Six Coventry schools join 2020 Holocaust Memorial youth festival - The Coventry Observer

Six Coventry schools join 2020 Holocaust Memorial youth festival

Coventry Editorial 13th Jan, 2020 Updated: 13th Jan, 2020   0

MORE than 5,000 Coventry and Birmingham children will be taking part in a 2020 youth arts festival, sharing their responses to stories from 112 UK Holocaust survivors.

The 2020 Echo Eternal Youth Festival will take place over three weeks in January and February 2020 to mark Holocaust Memorial Day.

Six Coventry schools – Parkgate, Riverbank, Finham Park School, President Kennedy, Stoke Park and Barr’s Hill – will take part in a live performance consisting of newly commissioned music, dance and spoken word tributes at Birmingham’s Town Hall on Tuesday January 28. It has been devised by Coventry’s Highly Sprung Performance Company and the Royal Birmingham Conservatoire.

The children will be sharing their commemorative responses to the testimonies of Holocaust survivors.




Exhibitions will also take place at Coventry Cathedral and in the St Paul’s Church Jewellery Quarter, Birmingham, from 20 January to 10 February 2020, with local pupils invigilating and on hand to speak to visitors. They will display 19 films, raw extracts from survivor testimony films and artwork by the students.

The project, organised by commemorative arts project Echo Eternal, is inspired by 112 British Holocaust survivors’ testimonies recorded with broadcaster Natasha Kaplinsky. Around 450 students from Coventry and Birmingham schools worked with artists to create their response to these powerful testimonies: eternal echoes.
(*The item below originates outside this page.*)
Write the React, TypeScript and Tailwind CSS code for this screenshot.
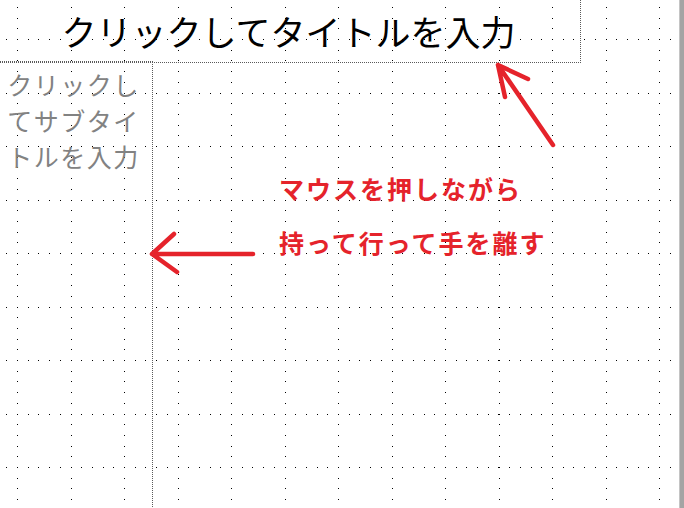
const STEP = 53.5;
const MINOR = STEP / 5;
const X0 = 17;
const Y0 = 39;

// PowerPoint-style grid: dotted guide lines every 53.5px, dots every 10.7px
function gridDots() {
  const seen = new Set<string>();
  const dots: { x: number; y: number }[] = [];
  const add = (x: number, y: number) => {
    const k = `${x},${y}`;
    if (seen.has(k) || x < 0 || y < 0 || x > 676 || y > 508) return;
    seen.add(k);
    dots.push({ x, y });
  };
  for (let c = 0; c < 13; c++) {
    const x = Math.round(X0 + c * STEP);
    for (let j = -4; j < 45; j++) add(x, Math.round(Y0 + j * MINOR));
  }
  for (let r = 0; r < 9; r++) {
    const y = Math.round(Y0 + r * STEP);
    for (let j = -1; j < 63; j++) add(Math.round(X0 + j * MINOR), y);
  }
  return dots;
}

const dots = gridDots();

const subtitleLines = ["クリックし", "てサブタイ", "トルを入力"];
const noteLines = ["マウスを押しながら", "持って行って手を離す"];

export default function App() {
  return (
    <div className="flex h-[508px] w-full overflow-hidden bg-white font-['Noto_Sans_CJK_JP','Noto_Sans_CJK_SC',sans-serif]">
      <div className="relative flex-1 overflow-hidden">
        <svg
          className="absolute inset-0 h-full w-full"
          shapeRendering="crispEdges"
          aria-hidden="true"
        >
          {dots.map((d) => (
            <rect key={`${d.x}-${d.y}`} x={d.x} y={d.y} width={1} height={1} fill="#000" />
          ))}
        </svg>

        {/* title placeholder */}
        <div className="absolute left-[-4px] top-[-4px] flex h-[67px] w-[585px] items-center justify-center border border-dotted border-[#5a5a5a] pt-[2px]">
          <span className="text-[35px] leading-none text-black">
            クリックしてタイトルを入力
          </span>
        </div>

        {/* subtitle placeholder */}
        <div className="absolute left-[-6px] top-[61px] h-[470px] w-[159px] border border-dotted border-[#5a5a5a] pt-[4px]">
          <div className="flex flex-col items-center text-[25px] leading-[36px] tracking-[1.5px] text-[#828282]">
            {subtitleLines.map((line) => (
              <span key={line}>{line}</span>
            ))}
          </div>
        </div>

        <div className="absolute left-[279px] top-[162px] flex flex-col text-[25px] font-bold leading-[53.5px] tracking-[2px] text-[#e5232b]">
          {noteLines.map((line) => (
            <span key={line}>{line}</span>
          ))}
        </div>

        <svg className="absolute inset-0 h-full w-full" aria-hidden="true">
          <g
            fill="none"
            stroke="#e5232b"
            strokeWidth={4.5}
            strokeLinecap="round"
            strokeLinejoin="round"
          >
            <path d="M253 254 L152 254 M174 234 L152 254 L177 272" />
            <path d="M553 145 L498 65 M528 79 L498 65 L505 97" />
          </g>
        </svg>
      </div>
      <div className="w-[5px] shrink-0 border-l border-[#c4c4c4] bg-[#a4a4a4]" />
    </div>
  );
}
The 2020 festival will see the culmination of all their hard work, with the wider community, local dignitaries, government officials and Holocaust survivors invited to attend.

This time last year the creator of the project Adrian Packer CBE, CEO of CORE Education Trust, received the Prime Minister’s Points of Light award for his work on Holocaust Education in a surprise presentation from Natasha Kaplinsky.

He said: “Through Echo Eternal we have engaged some of the most marginalised young people in Birmingham and Coventry and created the right environment for intelligent and sophisticated conversations between generations that get at the heart of hate and intolerance – and all this made possible because of the arts.

“Echo Eternal has taught us how to best use the arts as a way to explore and share the powerful testimonies from the Holocaust, but this annual youth festival is not only in commemoration, it gives young people and artists a chance to develop artistic skills and it gives the wider community a chance to be engaged and challenged on diverse and important issues facing them in today’s society.”

Participating schools have also created a timetable of events and activities taking place throughout January for their local communities to take part in, connecting with UK Holocaust Memorial Day activities on the theme of Standing Together.

This includes a series of film showings and book readings to parents and the wider community, book readings, and in-house activities, such as assemblies revisiting their creative responses to the testimony.

It is the second year running, Birmingham’s CORE Education Trust has been successful in securing a National Lottery Project Grant from the Arts Council.

The live performances at Birmingham Town Hall on Tuesday January 28 will take place at 1.30pm and 7pm. Tickets are £6 and can be purchased at the venue, thsh, or families of participating schools can also contact their schools direct.